Recorded information
--------

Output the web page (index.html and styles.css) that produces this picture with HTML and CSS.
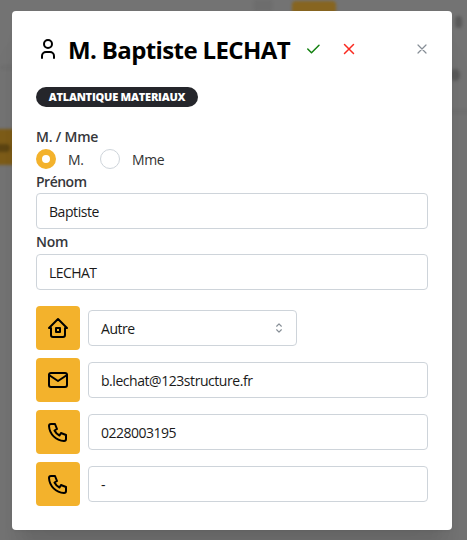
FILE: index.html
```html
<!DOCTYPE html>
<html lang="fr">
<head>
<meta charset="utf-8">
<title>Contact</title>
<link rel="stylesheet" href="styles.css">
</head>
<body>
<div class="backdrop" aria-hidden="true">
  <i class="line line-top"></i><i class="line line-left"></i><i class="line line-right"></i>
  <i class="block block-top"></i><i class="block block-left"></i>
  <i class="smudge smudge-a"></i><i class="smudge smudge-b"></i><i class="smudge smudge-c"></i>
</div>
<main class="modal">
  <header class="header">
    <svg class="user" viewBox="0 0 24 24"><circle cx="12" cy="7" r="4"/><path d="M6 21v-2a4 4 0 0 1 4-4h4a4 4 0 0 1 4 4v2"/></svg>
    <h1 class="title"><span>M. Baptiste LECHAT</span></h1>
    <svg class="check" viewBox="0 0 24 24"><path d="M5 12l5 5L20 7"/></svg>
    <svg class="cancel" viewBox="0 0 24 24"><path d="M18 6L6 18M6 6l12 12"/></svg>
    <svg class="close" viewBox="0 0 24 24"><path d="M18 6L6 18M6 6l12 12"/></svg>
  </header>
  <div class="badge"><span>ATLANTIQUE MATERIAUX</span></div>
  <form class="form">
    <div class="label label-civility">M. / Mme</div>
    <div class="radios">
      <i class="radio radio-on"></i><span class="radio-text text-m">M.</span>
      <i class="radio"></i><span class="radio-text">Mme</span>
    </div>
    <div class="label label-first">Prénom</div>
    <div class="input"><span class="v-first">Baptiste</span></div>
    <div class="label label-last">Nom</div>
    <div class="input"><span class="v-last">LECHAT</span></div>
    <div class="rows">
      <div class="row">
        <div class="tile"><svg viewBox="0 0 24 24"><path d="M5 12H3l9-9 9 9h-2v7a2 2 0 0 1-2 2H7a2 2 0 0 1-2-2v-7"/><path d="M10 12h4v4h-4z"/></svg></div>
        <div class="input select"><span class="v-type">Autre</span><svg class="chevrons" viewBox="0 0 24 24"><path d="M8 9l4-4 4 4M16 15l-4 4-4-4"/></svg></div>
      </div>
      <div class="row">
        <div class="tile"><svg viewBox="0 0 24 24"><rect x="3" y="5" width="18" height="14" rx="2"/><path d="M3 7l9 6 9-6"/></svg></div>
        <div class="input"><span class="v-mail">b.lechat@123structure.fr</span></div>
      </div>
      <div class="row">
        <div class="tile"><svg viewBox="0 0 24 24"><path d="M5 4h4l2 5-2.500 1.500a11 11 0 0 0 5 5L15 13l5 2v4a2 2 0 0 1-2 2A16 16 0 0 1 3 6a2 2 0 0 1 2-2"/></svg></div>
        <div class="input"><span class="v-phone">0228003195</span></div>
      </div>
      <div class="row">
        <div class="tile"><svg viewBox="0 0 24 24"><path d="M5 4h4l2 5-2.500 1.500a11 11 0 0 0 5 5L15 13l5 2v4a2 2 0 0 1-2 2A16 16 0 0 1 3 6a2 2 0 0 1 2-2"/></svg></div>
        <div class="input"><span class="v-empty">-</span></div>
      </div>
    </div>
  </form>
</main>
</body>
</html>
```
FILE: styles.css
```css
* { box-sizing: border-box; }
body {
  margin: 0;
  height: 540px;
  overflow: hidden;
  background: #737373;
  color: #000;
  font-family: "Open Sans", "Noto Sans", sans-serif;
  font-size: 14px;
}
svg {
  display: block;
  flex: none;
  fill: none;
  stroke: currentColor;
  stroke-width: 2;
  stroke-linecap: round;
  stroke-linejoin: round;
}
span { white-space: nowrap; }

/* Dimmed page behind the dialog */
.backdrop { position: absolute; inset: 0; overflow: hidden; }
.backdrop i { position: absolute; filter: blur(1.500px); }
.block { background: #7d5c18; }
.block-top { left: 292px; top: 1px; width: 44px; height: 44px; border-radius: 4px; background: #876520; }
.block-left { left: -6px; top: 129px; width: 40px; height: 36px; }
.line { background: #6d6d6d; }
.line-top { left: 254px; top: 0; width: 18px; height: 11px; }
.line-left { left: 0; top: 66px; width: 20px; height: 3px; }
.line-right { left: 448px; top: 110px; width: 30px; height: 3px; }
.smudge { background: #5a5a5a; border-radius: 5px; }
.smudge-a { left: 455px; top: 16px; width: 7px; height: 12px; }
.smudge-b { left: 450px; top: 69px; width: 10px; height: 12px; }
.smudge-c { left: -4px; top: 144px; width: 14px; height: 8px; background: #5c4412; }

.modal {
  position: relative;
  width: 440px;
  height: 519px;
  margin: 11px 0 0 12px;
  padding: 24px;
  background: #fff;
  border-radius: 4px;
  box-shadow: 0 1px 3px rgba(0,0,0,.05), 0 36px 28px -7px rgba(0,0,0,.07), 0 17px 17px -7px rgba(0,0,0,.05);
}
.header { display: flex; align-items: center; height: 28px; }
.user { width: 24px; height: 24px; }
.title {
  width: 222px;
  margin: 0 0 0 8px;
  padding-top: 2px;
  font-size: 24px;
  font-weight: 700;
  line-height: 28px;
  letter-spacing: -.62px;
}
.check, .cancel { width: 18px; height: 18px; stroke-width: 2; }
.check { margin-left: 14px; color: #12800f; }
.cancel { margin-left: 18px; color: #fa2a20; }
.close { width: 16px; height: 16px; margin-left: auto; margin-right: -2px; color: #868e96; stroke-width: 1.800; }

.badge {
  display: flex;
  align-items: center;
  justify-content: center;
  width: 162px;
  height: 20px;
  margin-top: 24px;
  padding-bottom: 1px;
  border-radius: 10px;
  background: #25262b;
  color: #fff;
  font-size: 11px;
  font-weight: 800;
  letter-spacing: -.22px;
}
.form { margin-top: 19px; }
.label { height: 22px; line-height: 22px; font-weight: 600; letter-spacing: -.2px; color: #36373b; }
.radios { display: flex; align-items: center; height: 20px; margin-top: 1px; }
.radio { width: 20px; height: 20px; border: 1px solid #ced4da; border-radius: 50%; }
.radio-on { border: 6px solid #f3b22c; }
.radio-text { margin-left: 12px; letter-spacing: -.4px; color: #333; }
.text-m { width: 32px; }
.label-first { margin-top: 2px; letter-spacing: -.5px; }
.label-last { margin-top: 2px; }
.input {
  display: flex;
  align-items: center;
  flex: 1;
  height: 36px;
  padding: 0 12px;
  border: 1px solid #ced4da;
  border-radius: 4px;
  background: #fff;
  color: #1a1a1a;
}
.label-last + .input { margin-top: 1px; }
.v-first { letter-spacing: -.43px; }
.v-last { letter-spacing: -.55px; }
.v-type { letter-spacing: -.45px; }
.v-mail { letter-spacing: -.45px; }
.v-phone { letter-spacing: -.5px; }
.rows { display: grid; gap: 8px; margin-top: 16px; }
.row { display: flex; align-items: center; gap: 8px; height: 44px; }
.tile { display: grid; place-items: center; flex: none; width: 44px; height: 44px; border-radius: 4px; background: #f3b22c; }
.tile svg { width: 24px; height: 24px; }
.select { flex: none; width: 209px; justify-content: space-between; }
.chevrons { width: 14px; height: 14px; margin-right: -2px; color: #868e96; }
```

--------

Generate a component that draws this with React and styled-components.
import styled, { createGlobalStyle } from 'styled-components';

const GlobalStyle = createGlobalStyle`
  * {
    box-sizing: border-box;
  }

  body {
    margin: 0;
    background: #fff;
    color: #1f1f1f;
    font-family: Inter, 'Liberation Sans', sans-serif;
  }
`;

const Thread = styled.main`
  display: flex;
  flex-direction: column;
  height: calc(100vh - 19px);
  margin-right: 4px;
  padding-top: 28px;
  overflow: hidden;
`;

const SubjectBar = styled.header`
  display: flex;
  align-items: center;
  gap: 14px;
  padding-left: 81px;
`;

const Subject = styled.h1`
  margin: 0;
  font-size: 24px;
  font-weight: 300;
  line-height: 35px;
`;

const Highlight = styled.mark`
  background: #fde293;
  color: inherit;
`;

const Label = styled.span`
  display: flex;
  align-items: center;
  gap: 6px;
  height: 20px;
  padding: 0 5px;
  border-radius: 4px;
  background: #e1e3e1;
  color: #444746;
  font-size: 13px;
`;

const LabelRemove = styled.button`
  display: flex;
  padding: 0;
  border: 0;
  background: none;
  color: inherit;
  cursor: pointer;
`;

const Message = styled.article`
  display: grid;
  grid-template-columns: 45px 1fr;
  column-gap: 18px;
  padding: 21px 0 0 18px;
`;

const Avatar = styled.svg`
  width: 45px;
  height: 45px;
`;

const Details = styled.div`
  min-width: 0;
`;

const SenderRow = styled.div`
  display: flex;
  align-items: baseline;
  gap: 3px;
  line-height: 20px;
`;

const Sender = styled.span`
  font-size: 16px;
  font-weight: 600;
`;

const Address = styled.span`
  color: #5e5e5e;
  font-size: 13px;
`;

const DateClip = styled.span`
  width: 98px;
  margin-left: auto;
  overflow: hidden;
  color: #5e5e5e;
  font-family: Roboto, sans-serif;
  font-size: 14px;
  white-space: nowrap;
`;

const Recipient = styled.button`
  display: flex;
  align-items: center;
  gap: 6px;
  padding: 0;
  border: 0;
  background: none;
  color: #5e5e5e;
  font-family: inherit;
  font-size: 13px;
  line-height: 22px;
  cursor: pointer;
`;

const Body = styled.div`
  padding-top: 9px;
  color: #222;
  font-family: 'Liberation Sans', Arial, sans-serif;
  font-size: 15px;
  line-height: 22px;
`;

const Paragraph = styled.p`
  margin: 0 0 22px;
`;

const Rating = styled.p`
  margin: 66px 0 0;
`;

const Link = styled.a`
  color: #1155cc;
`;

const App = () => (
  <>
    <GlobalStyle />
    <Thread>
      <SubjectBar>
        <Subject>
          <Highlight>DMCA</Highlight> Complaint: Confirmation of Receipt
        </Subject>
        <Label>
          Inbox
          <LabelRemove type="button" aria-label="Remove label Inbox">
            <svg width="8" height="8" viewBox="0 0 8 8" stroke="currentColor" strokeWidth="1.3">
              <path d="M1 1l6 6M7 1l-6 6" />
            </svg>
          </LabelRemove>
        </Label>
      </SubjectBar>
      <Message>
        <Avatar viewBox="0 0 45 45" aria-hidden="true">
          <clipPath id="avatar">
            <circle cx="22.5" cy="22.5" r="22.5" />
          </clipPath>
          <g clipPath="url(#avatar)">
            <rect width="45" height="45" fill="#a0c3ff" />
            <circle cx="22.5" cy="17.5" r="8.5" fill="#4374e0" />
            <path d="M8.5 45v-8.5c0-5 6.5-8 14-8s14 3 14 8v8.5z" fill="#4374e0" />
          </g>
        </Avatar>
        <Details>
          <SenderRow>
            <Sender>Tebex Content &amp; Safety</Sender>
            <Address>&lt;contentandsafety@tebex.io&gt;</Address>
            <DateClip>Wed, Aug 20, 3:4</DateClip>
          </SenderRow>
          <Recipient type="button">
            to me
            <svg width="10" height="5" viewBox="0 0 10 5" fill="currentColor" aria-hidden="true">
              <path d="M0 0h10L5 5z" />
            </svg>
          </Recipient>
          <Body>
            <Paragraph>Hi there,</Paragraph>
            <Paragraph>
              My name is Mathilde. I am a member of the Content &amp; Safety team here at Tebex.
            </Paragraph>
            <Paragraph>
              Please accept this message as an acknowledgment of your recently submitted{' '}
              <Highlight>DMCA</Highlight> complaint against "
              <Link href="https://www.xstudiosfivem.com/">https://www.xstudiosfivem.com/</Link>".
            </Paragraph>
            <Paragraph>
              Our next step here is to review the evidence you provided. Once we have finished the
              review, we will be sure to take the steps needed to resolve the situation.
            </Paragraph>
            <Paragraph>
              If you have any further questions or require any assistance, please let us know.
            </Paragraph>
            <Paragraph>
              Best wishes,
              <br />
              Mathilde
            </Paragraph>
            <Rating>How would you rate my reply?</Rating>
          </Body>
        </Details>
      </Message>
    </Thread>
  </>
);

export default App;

--------

Exercise goal
Copy each line above that contains the word "index".

Output for this exercise
Output the web page (index.html and styles.css) that produces this picture with HTML and CSS.
FILE: index.html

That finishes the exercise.